When Army Staff Sgt. Robert Bales allegedly went on a murderous rampage in the Panjwai district of Afghanistan on March 11, the world reacted with shock and outrage.& That is completely understandable. But should we be surprised?
I've been saying it privately for some time - the stress level our troops are facing in Afghanistan is at an all-time high. Pressure from the American public to bring the war to a speedy conclusion, more than a decade of back-to-back deployments, an increasingly risk-averse chain of command, and constant meddling from our leaders in Washington all serve to make the pressure in theater thicker than it's ever been.
All this is compounded by the media's excitement every time American troops make a mistake, and an increasing number of "incidents" - Afghan soldiers and police turning on their U.S. mentors...and it would seem the war in the shadows of the Hindu Kush is all but lost.
The war may well end badly. There is still much to do.

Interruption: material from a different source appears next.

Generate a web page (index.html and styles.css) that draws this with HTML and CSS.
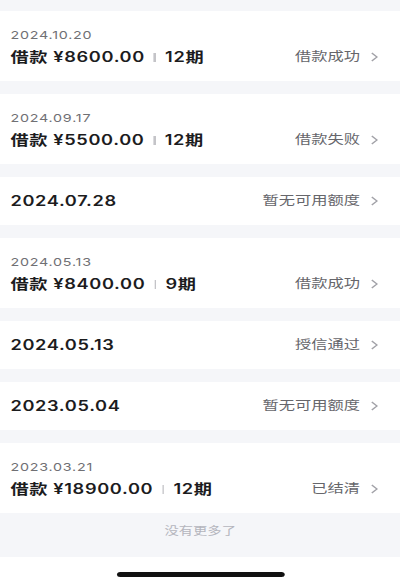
FILE: index.html
```html
<!DOCTYPE html>
<html lang="zh-CN">

<head>
    <meta charset="UTF-8">
    <meta name="viewport" content="width=device-width, initial-scale=1.0">
    <title>借款记录</title>
    <link rel="stylesheet" href="styles.css">
</head>

<body>
    <div class="screen">
        <ul class="record-list">
            <li class="record">
                <div class="record-info">
                    <div class="record-date">2024.10.20</div>
                    <div class="record-title">借款 ¥8600.00<span class="divider"></span>12期</div>
                </div>
                <div class="record-status">借款成功<svg class="arrow" viewBox="0 0 6 10"><polyline points="1,1 5,5 1,9" /></svg></div>
            </li>
            <li class="record">
                <div class="record-info">
                    <div class="record-date">2024.09.17</div>
                    <div class="record-title">借款 ¥5500.00<span class="divider"></span>12期</div>
                </div>
                <div class="record-status">借款失败<svg class="arrow" viewBox="0 0 6 10"><polyline points="1,1 5,5 1,9" /></svg></div>
            </li>
            <li class="record record-single">
                <div class="record-title">2024.07.28</div>
                <div class="record-status">暂无可用额度<svg class="arrow" viewBox="0 0 6 10"><polyline points="1,1 5,5 1,9" /></svg></div>
            </li>
            <li class="record">
                <div class="record-info">
                    <div class="record-date">2024.05.13</div>
                    <div class="record-title">借款 ¥8400.00<span class="divider"></span>9期</div>
                </div>
                <div class="record-status">借款成功<svg class="arrow" viewBox="0 0 6 10"><polyline points="1,1 5,5 1,9" /></svg></div>
            </li>
            <li class="record record-single">
                <div class="record-title">2024.05.13</div>
                <div class="record-status">授信通过<svg class="arrow" viewBox="0 0 6 10"><polyline points="1,1 5,5 1,9" /></svg></div>
            </li>
            <li class="record record-single">
                <div class="record-title">2023.05.04</div>
                <div class="record-status">暂无可用额度<svg class="arrow" viewBox="0 0 6 10"><polyline points="1,1 5,5 1,9" /></svg></div>
            </li>
            <li class="record">
                <div class="record-info">
                    <div class="record-date">2023.03.21</div>
                    <div class="record-title">借款 ¥18900.00<span class="divider"></span>12期</div>
                </div>
                <div class="record-status">已结清<svg class="arrow" viewBox="0 0 6 10"><polyline points="1,1 5,5 1,9" /></svg></div>
            </li>
        </ul>
        <p class="list-end">没有更多了</p>
        <div class="home-indicator">
            <div class="home-bar"></div>
        </div>
    </div>
</body>

</html>
```

FILE: styles.css
```css
html,
body {
    margin: 0;
    padding: 0;
    overflow: hidden;
    background: #f5f6f9;
}

/* the capture is stretched sideways, so the whole screen is too */
.screen {
    width: 308px;
    transform: scaleX(1.3);
    transform-origin: 0 0;
    font-family: Inter, "Noto Sans CJK SC", sans-serif;
    background: #f5f6f9;
}

.record-list {
    list-style: none;
    margin: 0;
    padding: 11px 0 0;
}

.record {
    display: flex;
    justify-content: space-between;
    align-items: flex-end;
    background: #fff;
    padding: 16px 17px 14px 8px;
    margin-bottom: 13px;
}

.record:last-child {
    margin-bottom: 0;
}

.record-single {
    align-items: center;
    padding: 14px 17px 14px 8px;
}

.record-date {
    font-size: 11px;
    line-height: 16px;
    letter-spacing: 0.6px;
    color: #707074;
    margin-bottom: 4px;
}

.record-title {
    font-size: 14px;
    line-height: 20px;
    font-weight: 600;
    letter-spacing: 0.5px;
    color: #1c1c1e;
    white-space: nowrap;
}

.divider {
    display: inline-block;
    width: 1.5px;
    height: 9px;
    margin: 0 7px;
    background: #c4c4c8;
    vertical-align: 0;
}

.record-status {
    display: flex;
    align-items: center;
    font-size: 12.5px;
    line-height: 20px;
    color: #66666b;
    white-space: nowrap;
}

.arrow {
    width: 6px;
    height: 10px;
    margin-left: 8px;
}

.arrow polyline {
    fill: none;
    stroke: #a2a2a8;
    stroke-width: 1.1;
}

.list-end {
    margin: 0;
    padding: 10px 0 18px;
    text-align: center;
    font-size: 11px;
    line-height: 16px;
    color: #b4b5bd;
}

.home-indicator {
    height: 25px;
    box-sizing: border-box;
    padding-top: 15px;
    background: #fff;
    display: flex;
    justify-content: center;
}

.home-bar {
    width: 129px;
    height: 5px;
    border-radius: 3px;
    background: #111;
}
```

But when you hear about the latest outrage on the evening news, please keep in mind that U.S. and Afghan troops are working side-by-side in ever increasing numbers as the International Security Assistance Force (ISAF) prepares to hand the country over - bit by bit - to its own people.
Afghan soldiers and policemen are being trained in the tens of thousands. For every time an Afghan attacks his American trainers, there are literally hundreds of times when Afghan troops put themselves at risk in combat alongside our men and women.
When I last visited the country in the summer of 2011, we met a young Afghan policeman who had been gravely injured fighting off a suicide bomber intent on blowing himself up in a meeting of village elders and American leaders. The Afghan policeman thwarted the attack on the district center in Marjeh, saving the lives of many Ameircans. When he needed a blood transfusion, many American troops and even contractors answered the call.
An American soldier murdering innocent Afghan villagers definitely damages the trust these American trainers have labored to build. It damages the relationship between soldiers of both nations who have covered each other on the field of battle. But let's be careful not to spend too much time focusing on the "one step back" when we are also taking many steps forward.